- Data shown
============================================================

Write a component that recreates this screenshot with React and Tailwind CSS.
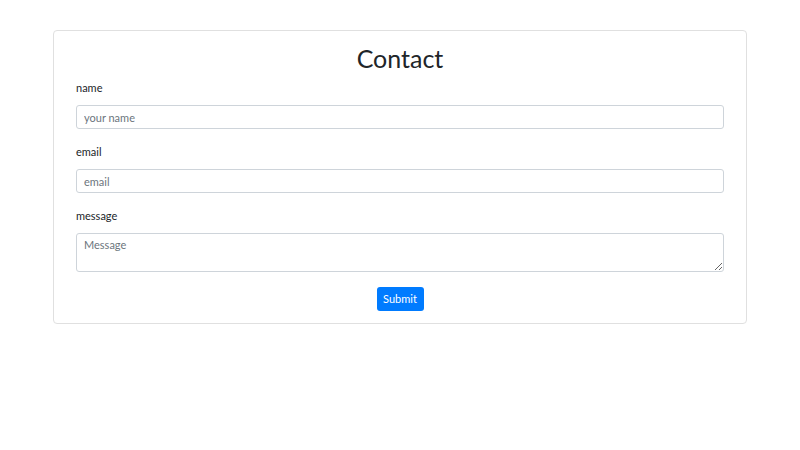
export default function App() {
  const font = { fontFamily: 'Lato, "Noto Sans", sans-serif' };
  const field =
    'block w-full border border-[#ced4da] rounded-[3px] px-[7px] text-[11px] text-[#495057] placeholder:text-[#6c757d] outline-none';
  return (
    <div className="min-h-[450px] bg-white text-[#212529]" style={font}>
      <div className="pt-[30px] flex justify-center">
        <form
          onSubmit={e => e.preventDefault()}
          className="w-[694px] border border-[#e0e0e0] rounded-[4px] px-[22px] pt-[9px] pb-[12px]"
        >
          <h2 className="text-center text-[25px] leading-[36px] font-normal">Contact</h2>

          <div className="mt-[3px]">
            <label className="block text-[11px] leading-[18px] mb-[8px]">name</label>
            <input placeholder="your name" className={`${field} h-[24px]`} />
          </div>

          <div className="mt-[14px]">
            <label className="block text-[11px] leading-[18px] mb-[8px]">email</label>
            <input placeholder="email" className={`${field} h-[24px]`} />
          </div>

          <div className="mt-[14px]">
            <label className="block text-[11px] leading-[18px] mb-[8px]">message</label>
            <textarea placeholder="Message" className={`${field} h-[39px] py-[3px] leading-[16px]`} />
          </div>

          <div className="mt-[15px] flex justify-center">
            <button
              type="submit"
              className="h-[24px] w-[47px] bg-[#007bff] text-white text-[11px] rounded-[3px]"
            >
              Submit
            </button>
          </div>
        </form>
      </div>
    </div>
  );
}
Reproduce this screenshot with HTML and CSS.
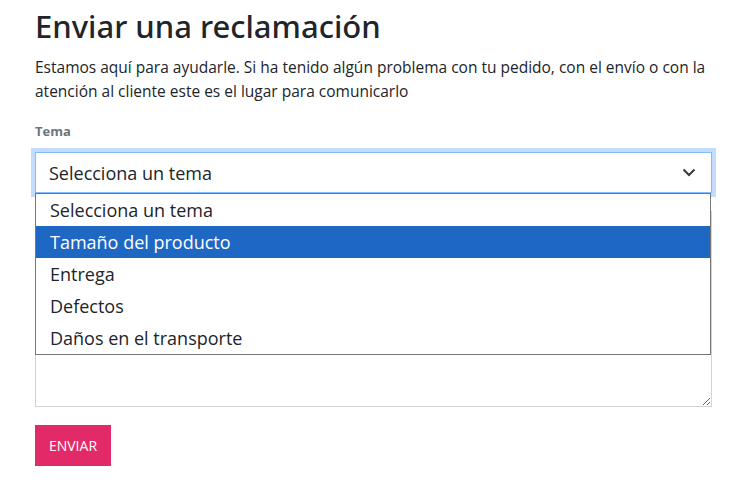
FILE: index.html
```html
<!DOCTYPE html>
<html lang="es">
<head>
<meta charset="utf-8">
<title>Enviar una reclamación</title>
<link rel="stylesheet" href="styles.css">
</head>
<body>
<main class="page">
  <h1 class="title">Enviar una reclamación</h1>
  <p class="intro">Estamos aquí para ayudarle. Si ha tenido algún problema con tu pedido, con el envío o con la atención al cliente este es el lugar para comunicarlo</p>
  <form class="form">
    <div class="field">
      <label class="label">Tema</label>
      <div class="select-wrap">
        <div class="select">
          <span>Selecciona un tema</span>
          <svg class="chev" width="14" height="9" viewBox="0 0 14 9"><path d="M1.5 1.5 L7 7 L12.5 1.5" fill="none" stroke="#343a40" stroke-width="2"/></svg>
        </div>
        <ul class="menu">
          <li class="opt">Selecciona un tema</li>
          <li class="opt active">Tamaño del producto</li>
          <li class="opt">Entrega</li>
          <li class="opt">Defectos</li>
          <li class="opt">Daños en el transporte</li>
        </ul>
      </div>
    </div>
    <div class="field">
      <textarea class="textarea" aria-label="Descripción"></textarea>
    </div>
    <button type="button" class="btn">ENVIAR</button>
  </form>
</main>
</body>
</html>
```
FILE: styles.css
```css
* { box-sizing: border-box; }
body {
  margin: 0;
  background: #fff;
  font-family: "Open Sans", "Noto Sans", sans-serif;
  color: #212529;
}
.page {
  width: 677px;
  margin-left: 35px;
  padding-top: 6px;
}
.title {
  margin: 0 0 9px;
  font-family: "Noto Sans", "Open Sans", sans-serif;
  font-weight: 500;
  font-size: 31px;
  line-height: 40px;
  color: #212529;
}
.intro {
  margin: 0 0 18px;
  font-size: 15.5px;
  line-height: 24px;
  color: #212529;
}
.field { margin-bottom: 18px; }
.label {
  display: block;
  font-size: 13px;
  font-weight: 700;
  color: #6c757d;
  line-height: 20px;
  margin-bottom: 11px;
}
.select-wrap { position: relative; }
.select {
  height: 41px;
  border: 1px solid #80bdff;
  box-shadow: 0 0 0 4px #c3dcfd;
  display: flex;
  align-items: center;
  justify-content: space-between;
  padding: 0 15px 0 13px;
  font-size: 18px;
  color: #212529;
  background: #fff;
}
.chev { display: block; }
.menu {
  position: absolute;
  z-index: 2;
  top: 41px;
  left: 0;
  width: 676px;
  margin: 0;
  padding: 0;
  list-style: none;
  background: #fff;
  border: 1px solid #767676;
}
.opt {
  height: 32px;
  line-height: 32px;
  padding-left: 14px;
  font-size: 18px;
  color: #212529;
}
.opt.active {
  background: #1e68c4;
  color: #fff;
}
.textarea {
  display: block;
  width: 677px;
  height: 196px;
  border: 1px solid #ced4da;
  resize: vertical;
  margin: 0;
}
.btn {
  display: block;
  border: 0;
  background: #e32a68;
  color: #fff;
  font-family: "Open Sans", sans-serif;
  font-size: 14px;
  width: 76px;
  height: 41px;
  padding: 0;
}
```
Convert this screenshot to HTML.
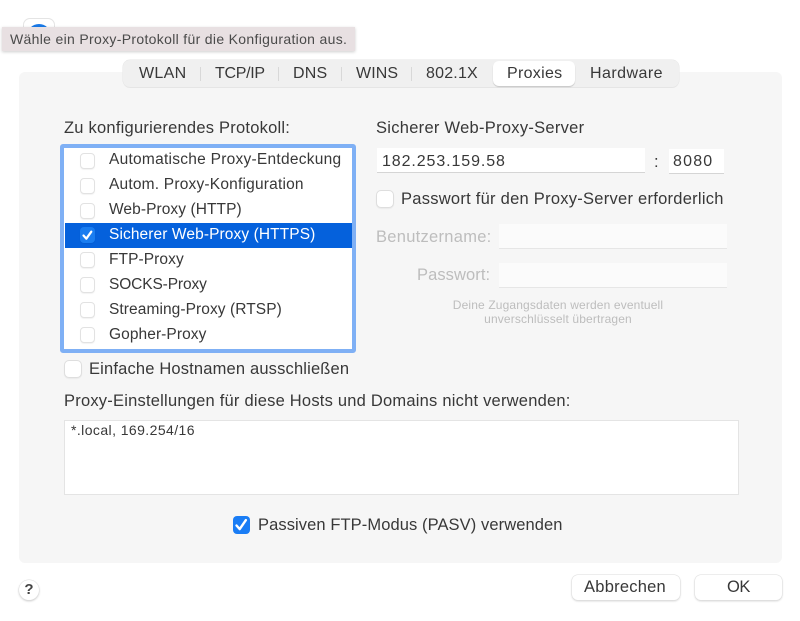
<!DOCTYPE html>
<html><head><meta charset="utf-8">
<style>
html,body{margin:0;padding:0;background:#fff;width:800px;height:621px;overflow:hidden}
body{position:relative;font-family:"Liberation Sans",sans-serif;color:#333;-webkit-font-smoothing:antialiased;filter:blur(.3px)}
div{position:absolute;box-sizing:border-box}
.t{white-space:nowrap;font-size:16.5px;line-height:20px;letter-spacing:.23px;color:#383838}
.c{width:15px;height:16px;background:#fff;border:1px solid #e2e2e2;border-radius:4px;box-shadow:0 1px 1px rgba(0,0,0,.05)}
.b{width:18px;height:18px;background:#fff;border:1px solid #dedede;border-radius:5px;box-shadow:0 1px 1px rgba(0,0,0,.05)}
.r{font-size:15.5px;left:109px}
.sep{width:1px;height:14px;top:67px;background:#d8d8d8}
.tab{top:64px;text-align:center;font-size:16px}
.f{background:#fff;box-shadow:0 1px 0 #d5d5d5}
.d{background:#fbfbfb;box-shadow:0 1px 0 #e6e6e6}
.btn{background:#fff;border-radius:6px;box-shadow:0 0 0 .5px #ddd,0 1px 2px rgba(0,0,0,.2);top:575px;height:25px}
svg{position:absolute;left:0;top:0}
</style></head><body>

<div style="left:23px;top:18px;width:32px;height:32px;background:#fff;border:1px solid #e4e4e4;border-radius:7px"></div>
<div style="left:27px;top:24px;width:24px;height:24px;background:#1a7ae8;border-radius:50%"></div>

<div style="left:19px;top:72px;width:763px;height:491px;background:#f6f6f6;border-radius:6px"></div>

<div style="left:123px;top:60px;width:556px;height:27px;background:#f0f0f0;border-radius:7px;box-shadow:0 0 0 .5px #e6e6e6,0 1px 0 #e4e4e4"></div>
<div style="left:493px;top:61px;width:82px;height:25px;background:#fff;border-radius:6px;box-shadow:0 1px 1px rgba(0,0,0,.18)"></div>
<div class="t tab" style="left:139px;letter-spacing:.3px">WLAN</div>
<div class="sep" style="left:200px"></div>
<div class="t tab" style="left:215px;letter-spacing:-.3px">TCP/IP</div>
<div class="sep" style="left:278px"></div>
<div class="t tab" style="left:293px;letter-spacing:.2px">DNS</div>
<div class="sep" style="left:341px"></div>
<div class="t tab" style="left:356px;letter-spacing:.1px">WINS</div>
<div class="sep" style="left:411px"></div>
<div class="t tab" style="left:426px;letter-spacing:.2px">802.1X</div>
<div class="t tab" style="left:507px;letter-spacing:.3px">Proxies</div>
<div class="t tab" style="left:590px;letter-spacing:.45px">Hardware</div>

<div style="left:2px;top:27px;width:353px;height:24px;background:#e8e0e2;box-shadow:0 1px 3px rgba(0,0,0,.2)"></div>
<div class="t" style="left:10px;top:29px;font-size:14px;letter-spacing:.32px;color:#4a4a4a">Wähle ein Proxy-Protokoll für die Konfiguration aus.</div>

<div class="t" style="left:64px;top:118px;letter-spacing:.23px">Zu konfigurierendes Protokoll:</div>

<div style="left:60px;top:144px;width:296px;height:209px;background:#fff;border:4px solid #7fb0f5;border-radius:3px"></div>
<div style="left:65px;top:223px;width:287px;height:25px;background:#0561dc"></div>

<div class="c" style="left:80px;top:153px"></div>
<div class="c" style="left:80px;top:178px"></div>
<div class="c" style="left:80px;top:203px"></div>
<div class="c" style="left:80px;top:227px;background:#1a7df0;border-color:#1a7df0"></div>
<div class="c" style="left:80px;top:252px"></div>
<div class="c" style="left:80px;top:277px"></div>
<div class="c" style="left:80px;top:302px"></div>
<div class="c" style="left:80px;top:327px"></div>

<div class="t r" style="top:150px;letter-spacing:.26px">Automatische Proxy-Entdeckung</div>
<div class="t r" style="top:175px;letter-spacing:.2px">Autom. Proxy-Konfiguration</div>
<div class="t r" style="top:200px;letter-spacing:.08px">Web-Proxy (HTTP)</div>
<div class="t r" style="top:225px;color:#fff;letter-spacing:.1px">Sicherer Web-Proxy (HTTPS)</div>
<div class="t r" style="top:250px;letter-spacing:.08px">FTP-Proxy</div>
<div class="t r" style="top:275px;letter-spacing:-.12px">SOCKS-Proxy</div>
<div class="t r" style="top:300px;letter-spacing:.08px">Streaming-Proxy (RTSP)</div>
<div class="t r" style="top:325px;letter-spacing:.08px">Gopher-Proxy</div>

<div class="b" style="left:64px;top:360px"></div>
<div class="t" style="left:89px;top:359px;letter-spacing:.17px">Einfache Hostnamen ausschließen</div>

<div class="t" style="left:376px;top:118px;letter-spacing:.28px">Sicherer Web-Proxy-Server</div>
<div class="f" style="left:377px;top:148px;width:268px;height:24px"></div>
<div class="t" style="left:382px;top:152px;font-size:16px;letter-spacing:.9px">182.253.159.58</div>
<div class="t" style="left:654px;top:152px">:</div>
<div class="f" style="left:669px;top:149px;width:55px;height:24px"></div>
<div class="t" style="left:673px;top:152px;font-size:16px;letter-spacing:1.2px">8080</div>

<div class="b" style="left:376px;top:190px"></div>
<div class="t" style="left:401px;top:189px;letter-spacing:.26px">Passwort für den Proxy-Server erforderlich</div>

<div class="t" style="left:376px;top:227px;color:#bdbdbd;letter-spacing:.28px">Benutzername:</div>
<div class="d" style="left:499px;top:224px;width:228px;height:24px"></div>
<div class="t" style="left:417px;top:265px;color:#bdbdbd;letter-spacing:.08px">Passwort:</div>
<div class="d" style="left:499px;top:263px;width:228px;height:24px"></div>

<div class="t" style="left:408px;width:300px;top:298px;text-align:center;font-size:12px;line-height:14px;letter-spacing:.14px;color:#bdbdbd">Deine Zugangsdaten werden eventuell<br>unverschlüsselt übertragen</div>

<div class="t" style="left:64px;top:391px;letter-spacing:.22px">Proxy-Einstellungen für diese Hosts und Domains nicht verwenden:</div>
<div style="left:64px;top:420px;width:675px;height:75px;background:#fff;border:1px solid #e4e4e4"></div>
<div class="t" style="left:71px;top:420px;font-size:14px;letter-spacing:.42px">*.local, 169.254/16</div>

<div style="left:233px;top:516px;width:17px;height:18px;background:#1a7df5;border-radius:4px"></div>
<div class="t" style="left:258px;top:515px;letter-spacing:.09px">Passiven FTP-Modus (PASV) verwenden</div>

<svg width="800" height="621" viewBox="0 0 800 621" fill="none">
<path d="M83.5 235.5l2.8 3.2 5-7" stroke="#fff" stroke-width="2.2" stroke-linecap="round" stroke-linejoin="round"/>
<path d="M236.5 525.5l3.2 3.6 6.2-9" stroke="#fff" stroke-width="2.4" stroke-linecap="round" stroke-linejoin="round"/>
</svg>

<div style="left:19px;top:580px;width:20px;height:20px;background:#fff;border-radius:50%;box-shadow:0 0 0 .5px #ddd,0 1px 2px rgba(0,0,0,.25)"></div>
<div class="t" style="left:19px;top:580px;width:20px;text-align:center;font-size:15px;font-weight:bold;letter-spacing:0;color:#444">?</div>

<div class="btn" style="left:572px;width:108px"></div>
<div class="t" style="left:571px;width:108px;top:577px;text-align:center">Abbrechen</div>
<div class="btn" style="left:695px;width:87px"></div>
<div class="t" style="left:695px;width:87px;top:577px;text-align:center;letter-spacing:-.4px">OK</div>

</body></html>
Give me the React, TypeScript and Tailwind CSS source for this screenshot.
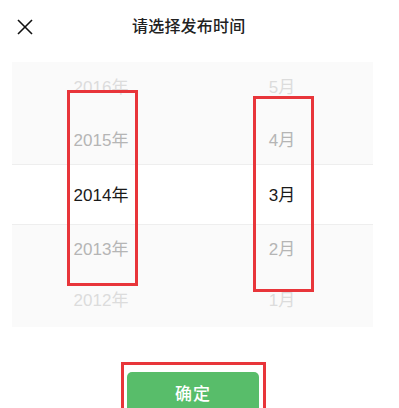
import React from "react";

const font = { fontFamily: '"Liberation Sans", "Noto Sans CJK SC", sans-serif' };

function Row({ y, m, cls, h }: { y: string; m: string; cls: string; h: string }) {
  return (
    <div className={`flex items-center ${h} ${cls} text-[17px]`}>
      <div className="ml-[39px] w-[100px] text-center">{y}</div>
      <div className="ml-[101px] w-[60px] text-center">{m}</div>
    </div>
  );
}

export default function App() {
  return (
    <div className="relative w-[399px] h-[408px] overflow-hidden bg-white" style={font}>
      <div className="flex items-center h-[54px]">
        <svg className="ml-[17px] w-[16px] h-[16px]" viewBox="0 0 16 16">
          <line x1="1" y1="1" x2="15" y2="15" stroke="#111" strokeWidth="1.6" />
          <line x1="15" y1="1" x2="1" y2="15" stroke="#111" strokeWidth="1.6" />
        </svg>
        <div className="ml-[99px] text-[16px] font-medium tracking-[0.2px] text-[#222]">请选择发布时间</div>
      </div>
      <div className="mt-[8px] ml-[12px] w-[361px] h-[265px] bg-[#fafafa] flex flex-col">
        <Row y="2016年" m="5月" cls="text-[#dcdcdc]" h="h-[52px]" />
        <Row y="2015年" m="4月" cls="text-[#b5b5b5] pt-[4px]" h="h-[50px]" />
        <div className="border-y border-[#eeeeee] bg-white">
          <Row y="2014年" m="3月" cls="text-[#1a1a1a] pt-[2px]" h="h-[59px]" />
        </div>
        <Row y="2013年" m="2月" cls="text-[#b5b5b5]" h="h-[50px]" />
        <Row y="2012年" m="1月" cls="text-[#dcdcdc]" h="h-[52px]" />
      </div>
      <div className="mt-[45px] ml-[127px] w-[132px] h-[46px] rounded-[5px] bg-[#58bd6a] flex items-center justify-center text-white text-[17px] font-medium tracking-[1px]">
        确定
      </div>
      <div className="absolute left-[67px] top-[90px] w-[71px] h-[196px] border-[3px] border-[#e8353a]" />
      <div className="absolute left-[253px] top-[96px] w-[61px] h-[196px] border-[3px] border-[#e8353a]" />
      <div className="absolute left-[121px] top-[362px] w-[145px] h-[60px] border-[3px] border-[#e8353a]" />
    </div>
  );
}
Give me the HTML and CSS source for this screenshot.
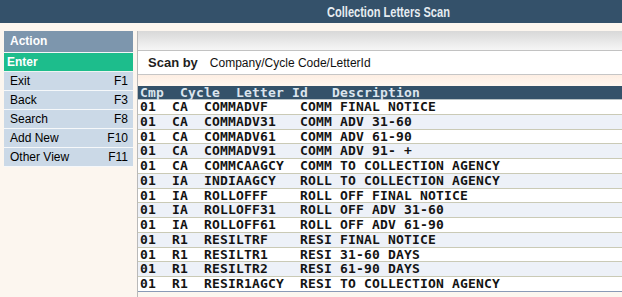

============================================================

- Problem to solve
Reproduce the lines above starting at the one with "Convert this screenshot to HTML." and ending at the one with "</style></head><body>", both included, exactly and with no pictures.

- Complete response
Convert this screenshot to HTML.
<!DOCTYPE html>
<html><head><meta charset="utf-8">
<style>
html,body{margin:0;padding:0;background:#fff;width:800px;height:621px;overflow:hidden}
body{position:relative;font-family:"Liberation Sans",sans-serif;color:#333;-webkit-font-smoothing:antialiased;filter:blur(.3px)}
div{position:absolute;box-sizing:border-box}
.t{white-space:nowrap;font-size:16.5px;line-height:20px;letter-spacing:.23px;color:#383838}
.c{width:15px;height:16px;background:#fff;border:1px solid #e2e2e2;border-radius:4px;box-shadow:0 1px 1px rgba(0,0,0,.05)}
.b{width:18px;height:18px;background:#fff;border:1px solid #dedede;border-radius:5px;box-shadow:0 1px 1px rgba(0,0,0,.05)}
.r{font-size:15.5px;left:109px}
.sep{width:1px;height:14px;top:67px;background:#d8d8d8}
.tab{top:64px;text-align:center;font-size:16px}
.f{background:#fff;box-shadow:0 1px 0 #d5d5d5}
.d{background:#fbfbfb;box-shadow:0 1px 0 #e6e6e6}
.btn{background:#fff;border-radius:6px;box-shadow:0 0 0 .5px #ddd,0 1px 2px rgba(0,0,0,.2);top:575px;height:25px}
svg{position:absolute;left:0;top:0}
</style></head><body>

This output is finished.